■ YOUR TASK
Please write out the lines of the data exactly, beginning with the first and ending with the line containing "import React from 'react';"; leave the pictures behind.

[start]

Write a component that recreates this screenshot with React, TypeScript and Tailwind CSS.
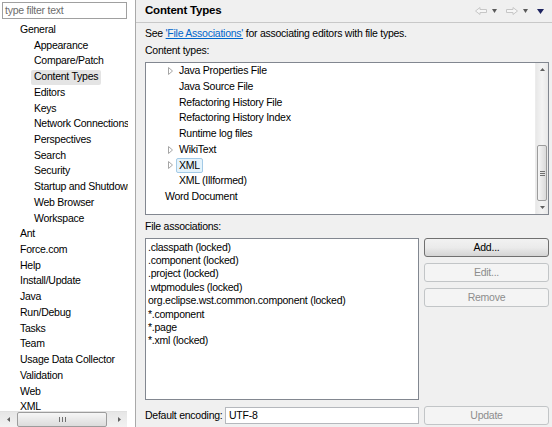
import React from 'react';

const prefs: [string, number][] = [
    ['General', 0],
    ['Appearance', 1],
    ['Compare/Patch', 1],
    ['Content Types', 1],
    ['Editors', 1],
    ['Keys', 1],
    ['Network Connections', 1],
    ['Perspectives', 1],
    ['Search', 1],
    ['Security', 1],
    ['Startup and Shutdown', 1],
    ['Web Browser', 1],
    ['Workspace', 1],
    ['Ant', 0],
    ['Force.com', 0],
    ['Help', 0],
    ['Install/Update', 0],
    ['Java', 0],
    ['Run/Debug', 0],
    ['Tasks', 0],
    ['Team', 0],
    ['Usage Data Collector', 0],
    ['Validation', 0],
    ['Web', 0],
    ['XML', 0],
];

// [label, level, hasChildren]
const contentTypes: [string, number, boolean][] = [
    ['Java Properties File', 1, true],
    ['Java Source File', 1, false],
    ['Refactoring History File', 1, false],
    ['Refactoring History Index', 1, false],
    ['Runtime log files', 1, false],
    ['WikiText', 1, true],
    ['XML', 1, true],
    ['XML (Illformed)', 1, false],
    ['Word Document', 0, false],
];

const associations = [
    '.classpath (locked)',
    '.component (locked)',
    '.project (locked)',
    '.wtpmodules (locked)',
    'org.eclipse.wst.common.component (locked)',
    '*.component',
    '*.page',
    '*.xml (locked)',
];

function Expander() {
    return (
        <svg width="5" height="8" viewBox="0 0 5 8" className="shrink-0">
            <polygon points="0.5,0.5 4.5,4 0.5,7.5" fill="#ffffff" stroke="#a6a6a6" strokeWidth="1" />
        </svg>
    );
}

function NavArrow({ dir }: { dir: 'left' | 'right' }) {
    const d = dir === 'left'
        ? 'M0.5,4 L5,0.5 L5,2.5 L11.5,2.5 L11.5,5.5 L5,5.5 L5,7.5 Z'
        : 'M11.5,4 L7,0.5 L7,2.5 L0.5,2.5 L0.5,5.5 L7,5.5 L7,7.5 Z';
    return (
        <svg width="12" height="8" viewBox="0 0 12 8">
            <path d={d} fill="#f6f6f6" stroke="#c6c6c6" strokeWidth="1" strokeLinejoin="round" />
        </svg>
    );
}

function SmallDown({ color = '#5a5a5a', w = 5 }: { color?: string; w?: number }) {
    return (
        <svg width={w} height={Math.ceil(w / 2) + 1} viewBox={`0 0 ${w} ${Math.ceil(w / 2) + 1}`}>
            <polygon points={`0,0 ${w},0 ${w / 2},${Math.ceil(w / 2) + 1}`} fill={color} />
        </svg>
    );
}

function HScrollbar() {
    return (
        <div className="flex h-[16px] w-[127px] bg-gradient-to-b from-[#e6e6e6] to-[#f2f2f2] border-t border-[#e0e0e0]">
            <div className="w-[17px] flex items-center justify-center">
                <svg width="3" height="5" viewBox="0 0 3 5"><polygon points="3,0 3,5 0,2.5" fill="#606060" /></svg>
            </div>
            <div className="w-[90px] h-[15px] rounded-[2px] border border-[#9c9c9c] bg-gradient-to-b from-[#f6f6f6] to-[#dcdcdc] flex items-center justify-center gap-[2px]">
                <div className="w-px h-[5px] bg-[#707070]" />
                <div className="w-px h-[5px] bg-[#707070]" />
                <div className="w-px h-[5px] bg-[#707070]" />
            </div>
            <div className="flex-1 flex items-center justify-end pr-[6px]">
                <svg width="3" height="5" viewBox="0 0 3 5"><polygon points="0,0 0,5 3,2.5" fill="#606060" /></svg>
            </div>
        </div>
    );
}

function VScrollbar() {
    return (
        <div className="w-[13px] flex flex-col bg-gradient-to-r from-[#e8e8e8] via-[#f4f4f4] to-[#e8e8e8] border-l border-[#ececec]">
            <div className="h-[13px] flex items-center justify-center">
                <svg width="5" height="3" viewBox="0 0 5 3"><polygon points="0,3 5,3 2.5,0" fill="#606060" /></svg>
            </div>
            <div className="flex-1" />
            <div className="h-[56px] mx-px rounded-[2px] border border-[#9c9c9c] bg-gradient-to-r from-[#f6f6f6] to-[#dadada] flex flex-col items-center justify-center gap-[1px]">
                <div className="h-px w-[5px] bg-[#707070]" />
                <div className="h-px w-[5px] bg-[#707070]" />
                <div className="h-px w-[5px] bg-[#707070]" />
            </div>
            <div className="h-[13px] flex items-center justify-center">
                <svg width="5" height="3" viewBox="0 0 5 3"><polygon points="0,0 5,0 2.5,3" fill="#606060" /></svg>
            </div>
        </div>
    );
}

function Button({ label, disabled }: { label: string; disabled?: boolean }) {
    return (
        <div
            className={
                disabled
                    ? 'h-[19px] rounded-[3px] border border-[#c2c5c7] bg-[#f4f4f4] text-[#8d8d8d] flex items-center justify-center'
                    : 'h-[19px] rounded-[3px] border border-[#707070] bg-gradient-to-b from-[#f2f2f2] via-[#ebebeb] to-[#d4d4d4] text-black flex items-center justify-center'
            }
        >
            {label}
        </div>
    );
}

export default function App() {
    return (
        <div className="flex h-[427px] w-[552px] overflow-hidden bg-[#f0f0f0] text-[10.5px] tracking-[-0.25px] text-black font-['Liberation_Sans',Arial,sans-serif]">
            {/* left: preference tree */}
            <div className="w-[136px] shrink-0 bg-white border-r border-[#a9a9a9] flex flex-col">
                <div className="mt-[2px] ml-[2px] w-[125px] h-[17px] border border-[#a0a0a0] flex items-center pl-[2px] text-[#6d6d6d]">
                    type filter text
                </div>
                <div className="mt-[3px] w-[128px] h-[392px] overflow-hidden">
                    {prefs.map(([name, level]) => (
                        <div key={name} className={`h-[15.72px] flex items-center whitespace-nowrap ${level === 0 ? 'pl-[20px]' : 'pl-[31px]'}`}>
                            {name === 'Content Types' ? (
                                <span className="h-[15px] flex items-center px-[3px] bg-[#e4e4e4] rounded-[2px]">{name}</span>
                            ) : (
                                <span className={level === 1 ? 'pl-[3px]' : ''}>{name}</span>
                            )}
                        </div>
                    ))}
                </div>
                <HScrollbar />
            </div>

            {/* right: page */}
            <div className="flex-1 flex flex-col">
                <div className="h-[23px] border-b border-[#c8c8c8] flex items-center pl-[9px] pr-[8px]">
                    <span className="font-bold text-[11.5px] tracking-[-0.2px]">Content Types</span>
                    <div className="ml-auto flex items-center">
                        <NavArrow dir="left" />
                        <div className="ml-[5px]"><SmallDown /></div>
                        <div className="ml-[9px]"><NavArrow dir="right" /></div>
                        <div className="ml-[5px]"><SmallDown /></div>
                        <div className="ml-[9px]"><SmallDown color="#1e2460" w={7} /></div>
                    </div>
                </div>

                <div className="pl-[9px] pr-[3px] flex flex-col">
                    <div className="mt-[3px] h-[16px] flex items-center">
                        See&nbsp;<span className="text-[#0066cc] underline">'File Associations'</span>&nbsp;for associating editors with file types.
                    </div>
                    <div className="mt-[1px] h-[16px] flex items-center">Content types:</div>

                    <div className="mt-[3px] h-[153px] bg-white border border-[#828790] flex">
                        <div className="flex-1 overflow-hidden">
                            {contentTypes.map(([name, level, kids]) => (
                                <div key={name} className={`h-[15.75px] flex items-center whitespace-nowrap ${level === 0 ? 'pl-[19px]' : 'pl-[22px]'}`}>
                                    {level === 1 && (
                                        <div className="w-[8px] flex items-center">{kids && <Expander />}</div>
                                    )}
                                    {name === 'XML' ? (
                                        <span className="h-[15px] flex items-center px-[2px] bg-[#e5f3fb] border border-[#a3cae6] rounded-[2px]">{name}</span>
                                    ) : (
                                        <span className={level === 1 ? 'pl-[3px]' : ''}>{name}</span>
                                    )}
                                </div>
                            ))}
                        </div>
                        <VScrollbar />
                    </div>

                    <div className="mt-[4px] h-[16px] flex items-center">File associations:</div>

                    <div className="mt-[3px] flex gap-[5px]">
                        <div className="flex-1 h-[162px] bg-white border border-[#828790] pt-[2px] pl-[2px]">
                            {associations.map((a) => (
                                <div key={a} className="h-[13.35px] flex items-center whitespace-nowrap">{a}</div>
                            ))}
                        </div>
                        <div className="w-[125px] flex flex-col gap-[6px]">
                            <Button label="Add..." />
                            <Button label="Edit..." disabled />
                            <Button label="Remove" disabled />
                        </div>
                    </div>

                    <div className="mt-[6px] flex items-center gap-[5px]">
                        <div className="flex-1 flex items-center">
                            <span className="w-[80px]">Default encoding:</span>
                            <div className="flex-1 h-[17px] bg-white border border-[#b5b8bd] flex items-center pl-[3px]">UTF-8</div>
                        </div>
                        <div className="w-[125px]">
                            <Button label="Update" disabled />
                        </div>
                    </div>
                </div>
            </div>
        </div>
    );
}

[end]

■ ANSWER TO THIS PROBLEM
Write a component that recreates this screenshot with React, TypeScript and Tailwind CSS.
import React from 'react';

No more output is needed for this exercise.